Enroll your child in ballet! They will learn proper technique, and how to express themselves through movement!



What is proper? Does this insinuate that there are techniques which are universally improper as well?

And what kind of technique are we talking about? You immediately pictured a prima ballerina didn't you...

How to express themselves through movement... Because there is obviously a right way to do so. Unless your child is naturally moving from a turned out position with held arms and high leg extensions, they are doing it wrong.

But hey, maybe we're just overthinking things...

In SLMDances' most recent rehearsals we have been unpacking the complicated relationship of ballet to our own bodies, minds, and souls.

Feelings of insecurity. Poor body image. Being the only black person in a "white" space. Pressure to be "correct." Being neglected. Glorification of pain. Being forced. Being corrected.

Physical trauma.

We've extended the conversation into the larger dance community asking dancers,

What is your relationship to ballet? 

What social constructs and systems are we buying into when we uphold ballet as the standard?

What's at stake for those whose bodies and gender expressions don't fit that standard?

Sophia Fatouros offered, "Ballet is being perpetuated as a restrictive form, where children must conform to impossible and idealistic standards of form, and where girls in particular are being programmed to take orders without questioning authority."

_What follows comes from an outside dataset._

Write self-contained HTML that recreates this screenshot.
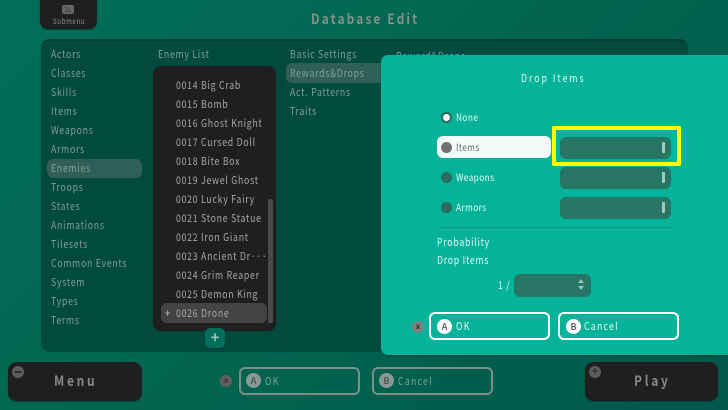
<!DOCTYPE html>
<html><head><meta charset="utf-8">
<style>
html,body{margin:0;padding:0;width:728px;height:410px;overflow:hidden}
#r{position:relative;width:728px;height:410px;overflow:hidden;background:linear-gradient(135deg,#016f59 0%,#016650 45%,#01574a 100%);font-family:"Noto Sans CJK JP","Liberation Sans",sans-serif}
#r div{position:absolute;box-sizing:border-box}
.t{white-space:nowrap;line-height:14px;height:14px;font-size:10.5px;letter-spacing:.9px;color:#869f9a;transform:translateY(1px) scaleX(.83);transform-origin:0 50%}
.l{color:#a9a9a9}
.w{color:#e6faf6}
.t.f9{font-size:10px;letter-spacing:.5px;transform:scaleX(.83)}
.bt{letter-spacing:1.5px}
.sel{background:#2f5f56;border-radius:6px}
.drop{background:#267565;border-radius:6px;width:111px;height:22px;left:560px}
.drop i{position:absolute;right:6px;top:5px;width:3px;height:11px;background:#a5c9c1;border-radius:1px}
.rad{width:11px;height:11px;border-radius:50%;background:#2d6a5f;left:441px}
.btn{border:2px solid #fff;border-radius:6px;height:28px;width:121px;top:312px}
.dbtn{border:2px solid #7c8f8a;border-radius:6px;height:28px;width:121px;top:367px}
.c{width:15px;height:15px;border-radius:50%;background:#fff;color:#666;font-size:9px;font-weight:700;text-align:center;line-height:15px;letter-spacing:0}
.dc{background:#8a9a96;color:#4a5a56}
.x{width:12px;height:12px;border-radius:50%;background:#5f5f5f;color:#333;font-size:8px;font-weight:700;text-align:center;line-height:11px}
.dark{background:#1f1f1f;border-radius:8px;box-shadow:0 1px 1px #01433a}
.t.h{height:18px;line-height:18px;font-size:14px;font-weight:700;color:#888;transform:scaleX(.855)}
</style></head><body>
<div id="r">
<div class="dark" style="left:40px;top:-8px;width:57px;height:37px"></div>
<div style="left:62px;top:5px;width:12px;height:9px;background:#666;border-radius:2px;color:#2a2a2a;font-size:6px;line-height:9px;text-align:center">ZL</div>
<div class="t" style="left:53px;top:14px;font-size:7.5px;letter-spacing:.7px;color:#8f8f8f">Submenu</div>
<div class="t h" style="left:311px;top:10px;letter-spacing:2.45px;color:#85908d">Database Edit</div>

<div style="left:41px;top:39px;width:647px;height:313px;background:#014a3e;border-radius:9px;border-top:2px solid #013a31"></div>
<div style="left:146px;top:45px;width:1px;height:300px;background:#01413a"></div>
<div style="left:282px;top:45px;width:1px;height:300px;background:#01413a"></div>

<div class="sel" style="left:47px;top:159px;width:95px;height:19px"></div>
<div class="t" style="left:51px;top:47px">Actors</div>
<div class="t" style="left:51px;top:66px">Classes</div>
<div class="t" style="left:51px;top:85px">Skills</div>
<div class="t" style="left:51px;top:104px">Items</div>
<div class="t" style="left:51px;top:123px">Weapons</div>
<div class="t" style="left:51px;top:142px">Armors</div>
<div class="t" style="left:51px;top:161px">Enemies</div>
<div class="t" style="left:51px;top:180px">Troops</div>
<div class="t" style="left:51px;top:199px">States</div>
<div class="t" style="left:51px;top:218px">Animations</div>
<div class="t" style="left:51px;top:237px">Tilesets</div>
<div class="t" style="left:51px;top:256px">Common Events</div>
<div class="t" style="left:51px;top:275px">System</div>
<div class="t" style="left:51px;top:294px">Types</div>
<div class="t" style="left:51px;top:313px">Terms</div>

<div class="t" style="left:158px;top:47px">Enemy List</div>
<div class="dark" style="left:153px;top:66px;width:123px;height:265px"></div>
<div class="t l" style="left:176px;top:78px">0014 Big Crab</div>
<div class="t l" style="left:176px;top:97px">0015 Bomb</div>
<div class="t l" style="left:176px;top:116px">0016 Ghost Knight</div>
<div class="t l" style="left:176px;top:135px">0017 Cursed Doll</div>
<div class="t l" style="left:176px;top:154px">0018 Bite Box</div>
<div class="t l" style="left:176px;top:173px">0019 Jewel Ghost</div>
<div class="t l" style="left:176px;top:192px">0020 Lucky Fairy</div>
<div class="t l" style="left:176px;top:211px">0021 Stone Statue</div>
<div class="t l" style="left:176px;top:230px">0022 Iron Giant</div>
<div class="t l" style="left:176px;top:249px">0023 Ancient Dr···</div>
<div class="t l" style="left:176px;top:268px">0024 Grim Reaper</div>
<div class="t l" style="left:176px;top:287px">0025 Demon King</div>
<div style="left:161px;top:303px;width:106px;height:20px;background:#444;border-radius:6px"></div>
<div class="t l" style="left:165px;top:306px;font-weight:700">+</div>
<div class="t l" style="left:176px;top:306px">0026 Drone</div>
<div style="left:268px;top:199px;width:5px;height:124px;background:#4a4a4a;border-radius:2px"></div>
<div style="left:205px;top:328px;width:20px;height:20px;background:#026f5c;border-radius:5px;color:#9fc0b9;font-size:15px;font-weight:700;line-height:19px;text-align:center;box-shadow:0 1px 1px #013a31">+</div>

<div class="t" style="left:290px;top:47px">Basic Settings</div>
<div class="sel" style="left:286px;top:63px;width:100px;height:20px"></div>
<div class="t" style="left:290px;top:66px">Rewards&amp;Drops</div>
<div class="t" style="left:290px;top:85px">Act. Patterns</div>
<div class="t" style="left:290px;top:104px">Traits</div>
<div class="t" style="left:396px;top:49px">Reward&amp;Drops</div>

<div style="left:381px;top:55px;width:360px;height:300px;background:#05b399;border-radius:7px;box-shadow:0 1px 1px #013a31"></div>
<div class="t w" style="left:521px;top:71px;letter-spacing:2.4px">Drop Items</div>

<div style="left:441px;top:112px;width:11px;height:11px;border-radius:50%;background:#fff;border:2.5px solid #2d6a5f"></div>
<div class="t w f9" style="left:456px;top:110px">None</div>
<div style="left:437px;top:136px;width:114px;height:22px;background:#f2fcfb;border-radius:6px"></div>
<div class="rad" style="top:142px;background:#717171"></div>
<div class="t f9" style="left:456px;top:140px;color:#5c6a67">Items</div>
<div class="rad" style="top:172px"></div>
<div class="t w f9" style="left:456px;top:170px">Weapons</div>
<div class="rad" style="top:202px"></div>
<div class="t w f9" style="left:456px;top:200px">Armors</div>

<div class="drop" style="top:137px"><i></i></div>
<div class="drop" style="top:167px"><i></i></div>
<div class="drop" style="top:197px"><i></i></div>
<div style="left:552px;top:126px;width:129px;height:40px;border:4px solid #ffff00;border-radius:2px"></div>

<div style="left:437px;top:227px;width:237px;height:1px;background:#1d9683"></div>
<div class="t w" style="left:437px;top:235px">Probability</div>
<div class="t w" style="left:437px;top:253px">Drop Items</div>
<div class="t w" style="left:498px;top:278px">1 /</div>
<div style="left:514px;top:274px;width:77px;height:23px;background:#267565;border-radius:6px"></div>
<div style="left:578px;top:279px;width:0;height:0;border-left:3px solid transparent;border-right:3px solid transparent;border-bottom:4px solid #9cc4bb"></div>
<div style="left:578px;top:286px;width:0;height:0;border-left:3px solid transparent;border-right:3px solid transparent;border-top:4px solid #9cc4bb"></div>

<div class="x" style="left:412px;top:321px;background:#808080">x</div>
<div class="btn" style="left:429px"></div>
<div class="c" style="left:437px;top:319px">A</div>
<div class="t w bt" style="left:456px;top:319px">OK</div>
<div class="btn" style="left:558px"></div>
<div class="c" style="left:566px;top:319px">B</div>
<div class="t w bt" style="left:584px;top:319px">Cancel</div>

<div class="dark" style="left:8px;top:362px;width:134px;height:39px;border-radius:9px"></div>
<div style="left:12px;top:366px;width:12px;height:12px;border-radius:50%;background:#5c5c5c"></div>
<div style="left:15px;top:371px;width:6px;height:2px;background:#2a2a2a"></div>
<div class="t h" style="left:54px;top:372px;letter-spacing:3.2px">Menu</div>

<div class="x" style="left:220px;top:375px">x</div>
<div class="dbtn" style="left:239px"></div>
<div class="c dc" style="left:246px;top:373px">A</div>
<div class="t bt" style="left:265px;top:374px">OK</div>
<div class="dbtn" style="left:372px"></div>
<div class="c dc" style="left:379px;top:373px">B</div>
<div class="t bt" style="left:398px;top:374px">Cancel</div>

<div class="dark" style="left:585px;top:362px;width:133px;height:39px;border-radius:9px"></div>
<div style="left:589px;top:366px;width:12px;height:12px;border-radius:50%;background:#5c5c5c;color:#2a2a2a;font-size:11px;line-height:11px;text-align:center;font-weight:700">+</div>
<div class="t h" style="left:634px;top:372px;letter-spacing:3.2px">Play</div>
</div>
</body></html>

Jessica Abejar questions, "Who is allowed to be considered a good dancer and why?... Sometimes when I see children with a lot of potential, I think 'Okay we've got to get this kid to class,' but lately I've been stopping to think, why?"

Leah King reflects, "I recently read Misty Copeland's memoir... and remembered that I was never obsessed with ballet (she was). I just love to dance. It was so liberating when I left that white, mean, exclusive world and got to actually find myself."

With ballet at the top of our (concert) dance hierarchy, our approach to dance is tied to a very specific time period, race + class of people and their world view - the court of King Louis XIV in France. It is a form that embodies many of the oppressive systems we seek to dismantle. It is a financially valued mold that many of us were never built to fit. 

Where does that leave the rest of us who dare to make a career of being movement artists? How is our livelihood impacted when the movement work we create devalues ballet aesthetics, or values it as just one amongst a broad tapestry of other forms?